Godless crimes against UPB. When I wrote the series about The Promise and Failure of UPB, I focused on responses from notable folks in the ancap community. I didn’t consider the potential impact a work like this might have on atheists in general. Silly me. As a visitor to Liberating Minds pointed out in this conversation, “…most (if not all) Athesists would welcome such a monumental proof of secular ethics. If they had any bias at all, it would be in favour of UPB, not against it.”
So you’d think.
But then the visitor offered a link to this thoughtful review of UPB by atheist Luke Muehlhauser who took a sledgehammer of logic to the more popular UPB chestnuts: “the act of arguing against UPB actually validates it” (See Muehlhauser’s dissection of Proof 1) and the ever-popular “yes, I really did get an ought from an is,” argument (See Proof 3). Muehlhauser’s summary is similar to most of the thoughtful reviewers I’ve read: “…after reading the book, I still have no idea what a Universally Preferable Behavior (UPB) is.” He gives a good college try toward finding something comprehensible before ending with this conclusion:
I get the impression that one day Molyneux was impressed by a book with many sections of numbered statements, the last always beginning with “Therefore…”, then decided to write his own book just like it, without first learning anything about how logic or argument works.

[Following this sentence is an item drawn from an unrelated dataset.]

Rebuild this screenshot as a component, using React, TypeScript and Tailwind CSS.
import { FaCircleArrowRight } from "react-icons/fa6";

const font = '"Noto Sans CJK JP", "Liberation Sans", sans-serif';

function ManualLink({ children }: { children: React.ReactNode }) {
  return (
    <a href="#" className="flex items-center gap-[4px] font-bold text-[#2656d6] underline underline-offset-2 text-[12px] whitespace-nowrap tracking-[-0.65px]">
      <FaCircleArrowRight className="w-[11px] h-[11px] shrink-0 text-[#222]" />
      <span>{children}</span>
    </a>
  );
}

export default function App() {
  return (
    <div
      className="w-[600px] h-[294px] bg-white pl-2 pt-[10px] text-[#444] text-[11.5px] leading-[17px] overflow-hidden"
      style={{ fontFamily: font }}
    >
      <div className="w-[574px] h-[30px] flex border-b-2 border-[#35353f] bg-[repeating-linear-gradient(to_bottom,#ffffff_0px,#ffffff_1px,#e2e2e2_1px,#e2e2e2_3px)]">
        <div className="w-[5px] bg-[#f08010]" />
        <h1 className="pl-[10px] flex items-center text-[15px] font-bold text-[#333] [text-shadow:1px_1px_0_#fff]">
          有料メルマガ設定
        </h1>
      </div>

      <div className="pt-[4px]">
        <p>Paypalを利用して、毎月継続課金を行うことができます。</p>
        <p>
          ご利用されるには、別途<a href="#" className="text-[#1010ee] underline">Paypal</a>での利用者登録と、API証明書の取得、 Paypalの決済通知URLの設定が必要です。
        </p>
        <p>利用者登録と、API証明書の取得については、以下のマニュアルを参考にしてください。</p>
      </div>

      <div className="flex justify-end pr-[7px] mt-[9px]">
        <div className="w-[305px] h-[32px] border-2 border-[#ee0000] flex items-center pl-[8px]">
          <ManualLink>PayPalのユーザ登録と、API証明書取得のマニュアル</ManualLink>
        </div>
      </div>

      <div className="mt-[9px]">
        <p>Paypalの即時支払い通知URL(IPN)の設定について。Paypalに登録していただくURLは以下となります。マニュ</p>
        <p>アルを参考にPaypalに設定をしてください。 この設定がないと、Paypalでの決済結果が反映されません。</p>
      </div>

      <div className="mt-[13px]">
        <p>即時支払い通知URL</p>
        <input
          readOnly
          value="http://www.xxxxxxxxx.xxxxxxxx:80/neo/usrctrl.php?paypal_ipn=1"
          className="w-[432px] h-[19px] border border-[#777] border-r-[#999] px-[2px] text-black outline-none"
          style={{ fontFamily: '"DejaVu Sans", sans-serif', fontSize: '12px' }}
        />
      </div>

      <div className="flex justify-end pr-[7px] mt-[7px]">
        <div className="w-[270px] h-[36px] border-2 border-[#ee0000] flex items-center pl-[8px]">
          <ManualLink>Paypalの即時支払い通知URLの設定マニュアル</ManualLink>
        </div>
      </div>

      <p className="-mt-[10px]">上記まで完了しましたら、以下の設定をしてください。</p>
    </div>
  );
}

To Molyneux and everyone else, I recommend Weston’s A Rulebook for Arguments and Copi & Cohen’s Introduction to Logic.
Ouch. Looks like mainstream atheists aren’t buying UPB, either.
In Molyneux’s defense, one commenter–who called himself “Nathan”–attempted to demolish the review with this comeback:
“So what you are saying is that in order to be valid, Stef’s theory should contain logical arguments?”
I am not making this up.
Yes, that’s right, against you. I think that Molyneux’s insights about contemporary politics and the economy, etc., can be so clarifyingly brilliant.
But there’s a very popular one that I’m going to be contrarian about, which surprised even me.
It’s all about Molyneux’s “Against me” argument. I don’t get it.
As far as I know, this is a rough example of how “Against me” is supposed to work:
Dope: Abortion should be illegal.
Molyneuvian: OK. Am I free to disagree with you?
Dope: Sure.
Molyneuvian: Then you won’t mind if I (and any one else who feels the way I do) refuse to pay taxes to support babies that people are being forced to have?
Dope: I sure would! We have to support the gov’nment.
Molyneuvian: If I don’t pay taxes, are you OK if they arrest me using any means necessary?
Dope: Of course. We have to support the gov’nment.
Molyneuvian: Well, then. Doesn’t that mean you advocate violence against me if I disagree with you about abortion? And doesn’t it follow from that I am not free to disagree with you?
Dope: Your impeccable logic has caught me out, sir! I shall now vote for anarchocapitalism in all future elections!
As I understand it, the alleged beauty of the “Against me” argument is that you can stun statists into hopeless submission by taking their abstract positions on state issues and make them very personal. In virtually every case, that means “do you support having policemen shoot me if I don’t pay taxes to support whatever it is you’re arguing for?” This argument works wonderfully well in the world inside Molyneux’s head, where all statists and religious-types are dopes.
But does this argument get people any closer to the truth? Or is it simply one more Molyneux rhetorical trick–like so many others already identified here–that simply helps him win a debate in the moment, truth be damned?
How many of those so stunned by this sudden, personalized rhetorical trick realize (on their way home, after losing the debate) that nearly any argument–statist or not–can be reduced to an “against me” argument?
Dope: I have learned that Senator Porkbottom has inserted a $1,000,000 line item into a highway bill for the study of the fuchsia-breasted titwillow. We should call our representatives at once to support the increased taxes this bill will require!
Molyneuvian: Am I free to disagree with you?
Dope: Only in principle.
Molyneuvian: So I take it you would mind if I (and any one else who feels the way I do) refuse to pay taxes to support the study of the fuchsia-breasted titwillow?
Dope: I sure would!
Molyneuvian: If I don’t pay taxes, are you OK if they arrest me using any means necessary?
Dope: Of course.
Molyneuvian: Well, then. Doesn’t that mean you advocate violence against me if I disagree with you about taxation for the fuchsia-breasted titwillow study?
Dope: Isn’t that obvious?
Molyneuvian: Then I will refuse to continue this conversation with you. You are violent and therefore beyond reason.
Dope: Really? Did you not know the fuchsia-breasted titwillow is an irreplacable and indispensible link in the food chain in my state? That without it our state’s agriculture would collapse?
Molyneuvian: No, but that doesn’t matter. We’re talking about violence against me.
Dope: My family eats. I eat. Without agriculture, we will starve. Since you are against this legislation, you are advocating starvation, and therefore violence, against my family. Against me.
Molyneuvian: That’s the most ridiculous thing I ever hea–
Dope: Release the hounds!
Now, the fact that the dope’s argument fails from a libertarian perspective isn’t the point. The point is that even the average dopey statist can blow up the first silly “against me” argument with one of us his own. You see, the flaw is that the so-called abstract positions are never really abstract. You beat the “against me” argument by revealing the “against me” on the opposite side. There almost always is one.
For a serious example, there’s no way to stop US misadventures in Afghanistan by straw-manning the war’s supporters as people who love violence and killing. They support the war because they believe it will prevent future murders by terrorists. And they firmly believe that if you withhold support then you are ultimately advocating violence. Against them.
And believe me–they will release the hounds.
So, good intentions, Stefan, but not the greatest argument. Let’s move away from rhetorical tricks and back to logic, shall we?
That’s it for now. More stuff when I think of it.